Go to the beaches and surf in shit. Scuttle from one garish money sieve to the next. Sit in traffic and stew. Watch every last parsec of the dirt that once made this place desirable become entombed beneath soulless development. We've taken the Coppertone Girl and whored her out.
But the Pageant just goes on. In recent years, it has endured abrupt staffing changes, rancorous board fights and recalls, battles with the city over rents, a related plan to move it to Dana Point, and, currently, a local citizenry divided over expansion plans. Big money, including Vegas and Disney, has come sniffing around.
But it goes on, seemingly heedless of the hubbub. Director Diane Challis Davy has done an admirable job of crafting an event that is consonant with past Pageants yet entirely different in that instead of just being an "oooh, pretty!" bauble for the Newport Depends crowd, it actually evokes feelings.
That is no easy feat for a curiosity like the Pageant. Its "tableaux vivant" shtick—getting real people to stand real still and look like real art—was once likened by a critic to the two-headed calves and other senseless novelties that one once saw at roadside attractions. I've ridiculed it in print a time or three myself, but then I started to like it, and I mean really like it, not just liking it in an ironic, kitschy sense. Repeat after me, kids: the ironic life is a tedious life. The ironic life is a tedious life.
What's to like about the Pageant? Well, along with it slowing life down to a canoe-like pace and the fact that its volunteers help make Laguna one of the few real communities left around here and that it's a source for arts-program revenues for the city's schools and such—besides all that, under Challis Davy, the Pageant has started to function like art. Though Challis Davy has, in this show and past ones, introduced Magritte, Picasso and Dali to the mix, the emphasis remains on mainstream figurative art that depicts a lustrous past. But now there is an evocative mood and atmosphere to many of the pieces.
Maybe that view of the past—of man in his place amid erupting nature, of explorers who still believed tomorrow would be better than today, of a singing cowboy on a rearing horse, or a couple enveloped in Parisian nightlife—has in itself become subversive now, when we are called upon daily to acquiesce to the murder of nature and the muting of the human spirit.
One of the ways Challis Davy has vivified the tableaux vivants in her six years as director is by introducing Pop Art elements, and this year they had renderings of '50s sci-fi movie posters from The Day the Earth Stood Still and The Invasion of the Saucer Men. The thing that really got to me was a touch the Pageant added to the Saucer Men piece: a tremendous special effect in which they had a big flying saucer hovering in the night air over the rustic neighboring hillside.

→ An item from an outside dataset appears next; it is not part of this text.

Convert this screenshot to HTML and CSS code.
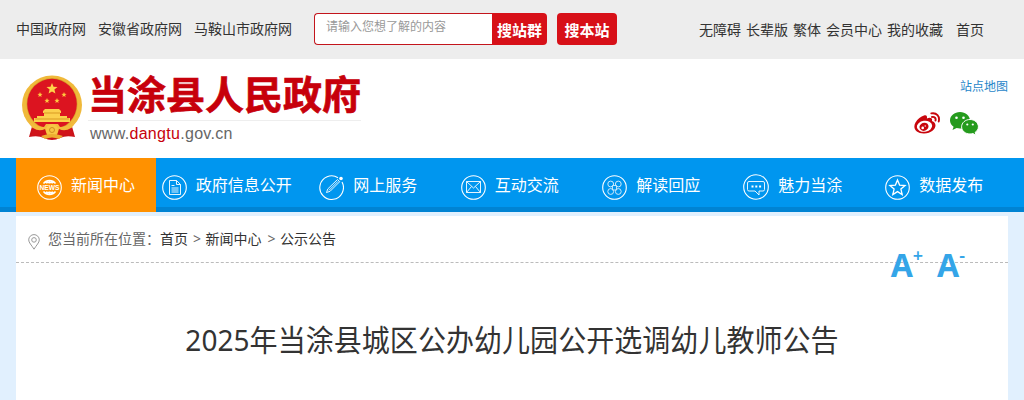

It simultaneously looked as fantastic as those in any '50s film and as palpable as the rocks it rose above.
Did I feel pangs of longing, both for the mysterious future that vision presaged and the past it came from? You bet. That and other parts of the Pageant hurt the way hearing a Beatles song can hurt, for the reminder of the possibilities we let slip away.
But enough of that: the future is upon us. Remember how in The Day the Earth Stood Still, the aliens stopped everything from working: cars, telephones, factories, the whole megillah? According to the September 2001 Popular Mechanics, we don't need aliens for that anymore. It claims that electromagnetic bombs—a distillation of the destructive electromagnetic pulse discovered during early hydrogen bomb tests—can now be used to irretrievably whack out every electric-powered device modern civilization depends on, from jet engines to MP3 players. Our military is expected to test such a device next year. While they, naturally, are spending untold millions on an elaborate system, the magazine claims that any Billy Joe Jihad with $400 in his pocket can also build a unit capable of permanently shorting out a large area. For those who can't read so good, the magazine even has a cutaway diagram of the bomb. Hello, Stone Age!
Given that I recently saw Steven Seagal playing electric guitar with Toots and the Maytals, this may not be entirely a bad idea. (That was mean of me; Seagal is a far better player than he was five years ago, when he had that acting career thing going.) On the other hand, the late junkie novelist William Burroughs had a chilling take on all this: that because our brains are electro-chemical devices, the electromagnetic pulse of such an explosion would literally obliterate our souls. (If you'd like to hear Burroughs' craggy recitation of this—with a backbeat—check out "Soul Killer" on the 1989 Material album Seven Souls.) And on the third hand, 50 years ago, magazines like Popular Mechanics were predicting we'd all have flying cars by 1970, so who can say what's to be?
On the fourth hand—hello, atomic mutants!—there are some good people who are trying to help shape what is to be. There's Huntington Beach environmentalist Joey Racano, for instance, who protests daily outside the Orange County Sanitation District headquarters because, like most of us, he thinks dumping 243 million gallons of crap into our ocean every day is bad. Unlike most of us, he thinks he can make a difference. Joey actually attends all their plodding gray meetings, yet he has more hope than you probably do that we can change things for the better. He doesn't have a web page, but he e-mails surprisingly cogent and poetic missives to interested parties who e-mail him at firstname.lastname@example.org.
Eighty years ago, when ads in national magazines touted the wonders of California, no one could have imagined that our ocean would one day be a big toilet and our land given over to endless Spanish-tiled crap houses. How did we go from the golden California dream to a broken pyrite promise in such a short time? Why is the future so grim that even Disneyland has given up on trying to tout the appeal of a Tomorrowland? Oh, flying saucer, come take us away.